Mitchell is considered by some in the South to be a white traitor. But people seldom quibble with his veracity. "The facts speak for themselves, but some people just can't bear the truth because it affects them so much," says Mr. Ingram.
"People today realize that Mississippi, if we're not fair to everybody, then we're dead in the water as a community," says Mr. Smith. "Our future and quality of life depend on learning to pull together, so part of that is resolving issues of the past."
Mitchell says he does his reporting partly to resolve his own historical ignorance. He didn't know until much later that a race riot had taken place at his high school in Texarkana while he was in elementary school. In 1990, he found out that he's related by marriage to Confederate Maj. Gen. Sterling Price.
Perhaps most eye-opening was the legacy of his own newspaper, the Clarion-Ledger, which like so many Democratic newspapers in the South fanned the flames of Jim Crow.

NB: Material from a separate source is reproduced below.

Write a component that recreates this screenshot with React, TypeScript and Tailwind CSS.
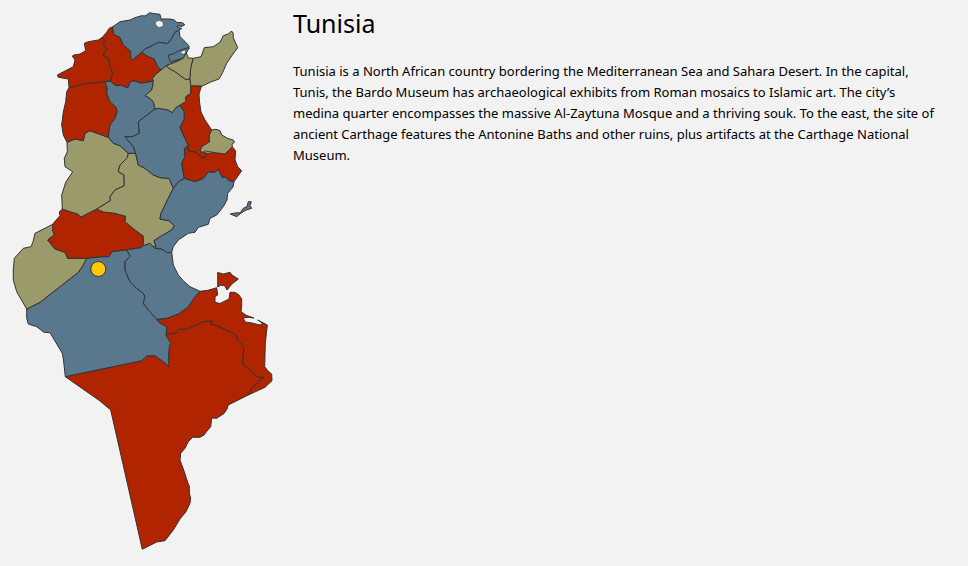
const BLUE = "#59788e";
const RED = "#b02400";
const OLIVE = "#9b9a6a";

type Region = { name: string; fill: string; points: string };

const regions: Region[] = [
  {
    name: "Tataouine",
    fill: RED,
    points:
      "65.3,376.7 141.7,360.7 146.7,356 155,355.7 169.3,366.3 168.3,360 169.3,346.7 170.7,342.7 166,335.7 166.7,334.3 175,333.3 179.3,329.3 186.7,329.3 203.3,321.7 212.3,320.7 211,324.3 218.3,326 236,335 238.3,340.7 244,346.7 242.7,364 258.3,377.3 264,377.3 255,385 251.7,388.3 248.3,395 228.3,405 227,409 224,413.5 216.7,418.3 211.7,418 210.7,426.7 207,431 204,435 200,437.3 192.7,437.3 188.3,441.7 185,448.3 180.7,453.3 180,460 184.3,471.7 188,483.3 189.3,486 189.3,493 190.7,498.3 190,503.3 186,511.7 180,519 173.3,530 165,540.7 156.7,542 142.3,549.3 110.7,410 100,401",
  },
  {
    name: "Medenine",
    fill: RED,
    points:
      "156.7,319.3 166.7,318.3 178.3,314 188.3,306.7 195,296.7 200,291.3 208,290.3 216.7,287.7 217.7,295 215,296.7 215,302.3 220,303.5 229,299 230,292.3 235,292.3 239,295 241.7,299 241.7,305 241,311.7 246.7,315.5 254,318 248,317.3 243.3,318 245,322 251,322.8 260,325 262.7,323.3 257.7,320 267.3,325 265.3,343.3 264.7,366.7 268,371 271.7,374 272,380.7 265,387.3 248.3,395 251.7,388.3 255,385 264,377.3 258.3,377.3 242.7,364 244,346.7 238.3,340.7 236,335 218.3,326 211,324.3 212.3,320.7 203.3,321.7 186.7,329.3 179.3,329.3 175,333.3 166.7,334.3 166.7,326.7 159.3,322.7",
  },
  {
    name: "Djerba",
    fill: RED,
    points: "217.7,272.5 223.3,274 230,272.3 232,275 238.3,279 231.7,284.3 227,290 225,286 221,285 217.7,287",
  },
  {
    name: "Kebili",
    fill: BLUE,
    points:
      "26.7,309 40,302.3 78.3,272.3 83.3,265 86.7,258.3 101.7,256.7 109,256.7 111.7,251.7 126.7,249.7 130.3,256.3 125,261.7 125,270 130,281.7 136.7,288.3 143.3,293.3 145,296.7 143.3,303.3 148.3,310 156.7,319.3 159.3,322.7 166.7,326.7 166,335.7 170.7,342.7 169.3,346.7 168.3,360 169.3,366.3 155,355.7 146.7,356 141.7,360.7 65.3,376.7 63.5,360 62.3,353.3 50,332.7 44,332.3 36.7,326.7 28.3,324 26.7,318.3",
  },
  {
    name: "Gabes",
    fill: BLUE,
    points:
      "126.7,249.7 140,247.7 143.3,245.7 150,243.3 155,248.3 161.7,249 167.3,252.7 171.7,252.3 173.3,265 178.3,275 184,281.5 190,286.7 200,291.3 195,296.7 188.3,306.7 178.3,314 166.7,318.3 156.7,319.3 148.3,310 143.3,303.3 145,296.7 143.3,293.3 136.7,288.3 130,281.7 125,270 125,261.7 130.3,256.3",
  },
  {
    name: "Tozeur",
    fill: OLIVE,
    points:
      "53.3,224 35,233.3 33,242 31,246.7 23.3,248.3 14.3,258.3 13.3,270 13.3,280 16.7,291.7 26.7,309 40,302.3 78.3,272.3 83.3,265 86.7,258.3 67.7,258.3 65,252.3 55,249 47.7,240 54.3,235 52.7,230",
  },
  {
    name: "Gafsa",
    fill: RED,
    points:
      "62.3,209 70,211.7 77.7,214 81,217 96.7,209 103.3,212 115,213.3 123.3,215.7 125.7,216 125,221.7 135,230 143.3,236 143.3,245.7 140,247.7 126.7,249.7 111.7,251.7 109,256.7 101.7,256.7 86.7,258.3 67.7,258.3 65,252.3 55,249 47.7,240 54.3,235 52.7,230 53.3,223.3 60,215.7 59.3,212",
  },
  {
    name: "Kasserine",
    fill: OLIVE,
    points:
      "67,142.3 75,139 83.3,140.7 85,133.3 90,130.7 99,134 108.3,137.3 113.3,143.3 120,145.7 128.3,153.3 127.3,157.7 120,165 118.3,171.7 124,175 124.3,185.7 115,190 110,196.7 110.5,200.5 96.7,209 81,217 77.7,214 70,211.7 62.3,209 61.7,195 65.7,182.3 72.7,171.7 65,166.7 64.3,158.3 67.3,151.7",
  },
  {
    name: "Sidi Bouzid",
    fill: OLIVE,
    points:
      "128.3,153.3 135.7,153.3 138.3,165 145,168.3 153.3,175 160,177.7 169,178.3 173.3,188.3 168.3,198.3 160.7,214 160,219 169,220.7 174.3,225.7 171.7,230 160,236.7 154,240.7 156,246.7 153.3,246.7 150,243.3 143.3,245.7 143.3,236 135,230 125,221.7 125.7,216 123.3,215.7 115,213.3 103.3,212 96.7,209 110.5,200.5 110,196.7 115,190 124.3,185.7 124,175 118.3,171.7 120,165 127.3,157.7",
  },
  {
    name: "Sfax",
    fill: BLUE,
    points:
      "173.3,188.3 178.3,181.7 184.3,178.3 195,181.7 203.3,178.3 208.3,171.7 215,172.3 218.3,169 222.3,177.7 225,176.7 229,180.5 234,181.7 233,187 227.7,193.3 227,200 223.3,206.7 216.7,215 210,218.3 208.3,224.3 198.3,227.3 195,232.3 188.3,233.3 178.3,240 173.3,246.7 171.7,252.3 167.3,252.7 161.7,249 155,248.3 156,246.7 154,240.7 160,236.7 171.7,230 174.3,225.7 169,220.7 160,219 160.7,214 168.3,198.3",
  },
  {
    name: "Kef",
    fill: RED,
    points:
      "69,87.3 75,86.7 81.7,84 105,81.7 107.3,88.3 106.7,93.3 110,101.7 115.7,106.7 117.3,111.7 115,118.3 110,125 108.3,137.3 99,134 90,130.7 85,133.3 83.3,140.7 75,139 67,142.3 63.3,135 61.7,125 63.3,112 65.7,101.7 66.7,92",
  },
  {
    name: "Siliana",
    fill: BLUE,
    points:
      "105,81.7 110.3,81 116,85.7 121,85 127.7,87.7 130,82 134,80.7 141.7,83 153.3,81 153.3,83.3 151.7,90 145,95.7 149,97.7 153.3,101.7 155,109 138.3,121.7 139.3,133.3 132.3,136.7 125,136.7 133.3,146.7 135.7,153.3 128.3,153.3 120,145.7 113.3,143.3 108.3,137.3 110,125 115,118.3 117.3,111.7 115.7,106.7 110,101.7 106.7,93.3 107.3,88.3",
  },
  {
    name: "Kairouan",
    fill: BLUE,
    points:
      "155,109 158.3,108.3 168.3,110 172.3,112.7 175.7,107.7 180,105.5 184.3,111.7 184.3,119 180,127.5 188.3,145.7 184.3,148.3 185,156.7 181.7,163.3 184.3,178.3 178.3,181.7 173.3,188.3 169,178.3 160,177.7 153.3,175 145,168.3 138.3,165 135.7,153.3 133.3,146.7 125,136.7 132.3,136.7 139.3,133.3 138.3,121.7",
  },
  {
    name: "Mahdia",
    fill: RED,
    points:
      "184.3,148.3 188.3,145.7 188.3,150.7 196.7,152.3 201.7,157.7 205,157.3 206.7,153 215,153 225,154 232.3,146.7 235.7,151 235,160 237.7,166.7 241.7,170.7 234,181.7 229,180.5 225,176.7 222.3,177.7 218.3,169 215,172.3 208.3,171.7 203.3,178.3 195,181.7 184.3,178.3 181.7,163.3 185,156.7",
  },
  {
    name: "Sousse",
    fill: RED,
    points:
      "190.7,85.7 201.5,86 199,94 199.5,102 201,112 205,120 211.7,130 209.3,135 209.3,142 201.7,146.7 200,151 203,152 206.7,153 205,157.3 201.7,157.7 196.7,152.3 188.3,150.7 188.3,145.7 180,127.5 184.3,119 184.3,111.7 180,105.5 185.7,101.7 185.7,96.7 190.7,93.3",
  },
  {
    name: "Monastir",
    fill: OLIVE,
    points:
      "211.7,130 216,129.3 220,130.7 221.7,135 228,138.5 233.3,140 234.5,142.3 232,144 232.3,146.7 225,154 215,152.7 205,151 202.3,152.3 200,151 201.7,146.7 209.3,142 209.3,135",
  },
  {
    name: "Zaghouan",
    fill: OLIVE,
    points:
      "166,65.7 170,69 175,71.7 185.7,79.5 190,79 190.7,85.7 190.7,93.3 185.7,96.7 185.7,101.7 180,105 175.7,107.7 172.3,112.7 168.3,110 158.3,108.3 155,109 153.3,101.7 149,97.7 145,95.7 151.7,90 153.3,83.3 152.3,78.3 156.7,73.3 161,70",
  },
  {
    name: "Jendouba",
    fill: RED,
    points:
      "57.3,75 73.3,66.7 75,60 72.3,56 74,55 80,54 85.7,50.7 84.3,43.3 88.3,41.7 98.3,40 102.3,37.3 105,40.7 103.3,44 107,48.7 105,51.7 103,55.3 108.3,57.7 110,66.7 112.7,73.3 110.3,81 105,81.7 81.7,84 75,86.7 69,87.3 68.3,79 58.3,77.3",
  },
  {
    name: "Beja",
    fill: RED,
    points:
      "102.3,37.3 106.7,32.3 109,28.5 112.7,26.7 113.7,34.3 120,37.3 123.3,45 130.7,51 130.7,57.7 132.7,59.7 141.7,52.3 147,56 154.3,59 156.7,65 161,70 156.7,73.3 152.3,78.3 153.3,81 141.7,83 134,80.7 130,82 127.7,87.7 121,85 116,85.7 110.3,81 112.7,73.3 110,66.7 108.3,57.7 103,55.3 105,51.7 107,48.7 103.3,44 105,40.7",
  },
  {
    name: "Bizerte",
    fill: BLUE,
    points:
      "112.7,26.7 120,21.7 130,20 135,17.7 141.7,15.7 145,16 150,12.7 153.3,13.5 160,14.3 161,19 170,19 174.3,20 176.7,22.3 182.3,22.7 184.8,24.7 182,26.3 177,26 178,27.7 182,28.3 179,30 175,32.3 171.7,38.3 167.7,43.5 158.3,42.3 152.3,45.7 145,49 141.7,52.3 132.7,59.7 130.7,57.7 130.7,51 123.3,45 120,37.3 113.7,34.3",
  },
  {
    name: "Ariana and Manouba",
    fill: BLUE,
    points:
      "179,30 180,36.7 186.7,43.3 189.3,46.7 186.7,52 183.3,58.3 175,62.3 166,65.7 161,70 156.7,65 154.3,59 147,56 141.7,52.3 145,49 152.3,45.7 158.3,42.3 167.7,43.5 171.7,38.3 175,32.3",
  },
  {
    name: "Tunis",
    fill: BLUE,
    points: "168.3,55 173.3,54 178.3,51 188.5,47.5 189.3,48 186.7,52 183.3,58.3 176.7,60 171,62 169.3,60",
  },
  {
    name: "Ben Arous",
    fill: OLIVE,
    points: "166,65.7 175,62.3 183.3,58.3 186.3,52.7 188.3,58 193.3,58.3 190.7,68.3 190,79 185.7,79.5 175,71.7 170,69",
  },
  {
    name: "Nabeul",
    fill: OLIVE,
    points:
      "193.3,58.3 201,56.7 204.3,47.7 213.3,46.7 220,42.3 223.3,35.7 228.3,34 231,31.3 233,32.3 233.3,37.7 237.7,47.7 232.3,55 226.7,63.3 222.3,73.3 219,79 210,82.3 202.3,86 190.7,85.7 190,79 190.7,68.3",
  },
  {
    name: "Kerkennah",
    fill: BLUE,
    points:
      "230.3,214 236.7,212.7 240,213 243.3,208.3 247,206.5 248.3,201.7 251.3,201.7 250,205.5 251.7,208.3 246,210 240.5,213.5 236.7,216.7",
  },
];

const lagoons = [
  "155.3,22 159,20.2 163,22 163.3,26 159,27.7 155.8,25",
  "180.8,51.5 185.7,50 185.2,53.5 182,54.3",
];

function TunisiaMap() {
  return (
    <svg
      viewBox="10 10 270 545"
      className="ml-2.5 h-auto w-[270px] shrink-0"
      role="img"
      aria-label="Map of Tunisia"
    >
      <g stroke="#333333" strokeWidth="1" strokeLinejoin="round">
        {regions.map((region) => (
          <polygon key={region.name} points={region.points} fill={region.fill} />
        ))}
        {lagoons.map((points) => (
          <polygon key={points} points={points} fill="#f2f2f2" strokeOpacity="0.5" />
        ))}
        <circle cx="98.3" cy="269" r="7.5" fill="#ffc80a" />
      </g>
    </svg>
  );
}

export default function App() {
  return (
    <main className="flex min-h-screen items-start bg-[#f2f2f2] pt-2.5 font-['Noto_Sans','Open_Sans',sans-serif] text-black">
      <TunisiaMap />
      <article className="min-w-0 flex-1 pl-[13px] pr-7">
        <h1 className="text-[25px] leading-[26px]">Tunisia</h1>
        <p className="mt-[25px] text-[13px] leading-[21px]">
          Tunisia is a North African country bordering the Mediterranean Sea and Sahara Desert. In the capital,
          Tunis, the Bardo Museum has archaeological exhibits from Roman mosaics to Islamic art. The city’s medina
          quarter encompasses the massive Al-Zaytuna Mosque and a thriving souk. To the east, the site of ancient
          Carthage features the Antonine Baths and other ruins, plus artifacts at the Carthage National Museum.
        </p>
      </article>
    </main>
  );
}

Worse, the Clarion-Ledger helped steer the nefarious Sovereignty Commission that spied on activist blacks and civil rights workers, including Michael Schwerner, one of the three killed in Philadelphia.
Mitchell says it's not advocacy, but rather a sense of justice imbued in him by his mother, that drives his work. On his computer is taped Jeremiah 32:27: "I am the Lord, the God of all mankind. Is anything too hard for me?" His screen-saver is the "missing" poster for the three civil rights workers in Philadelphia.
Personally, Mitchell says, the story has become more complex in later years. It's not just a general white man's guilt. He remembers when the Texarkana schools became integrated and an African-American student named Suzie Watson got a heap of verbal abuse from the boys in the class. Mitchell says he didn't join in, but neither did he try to stop it.
A few weeks ago, the grown-up Suzie called Mitchell. He was elated, but also worried. She knew about his work.
"I am so proud of you," she told him. He says her voice warmed him more than any local or national prize, of which he's won many.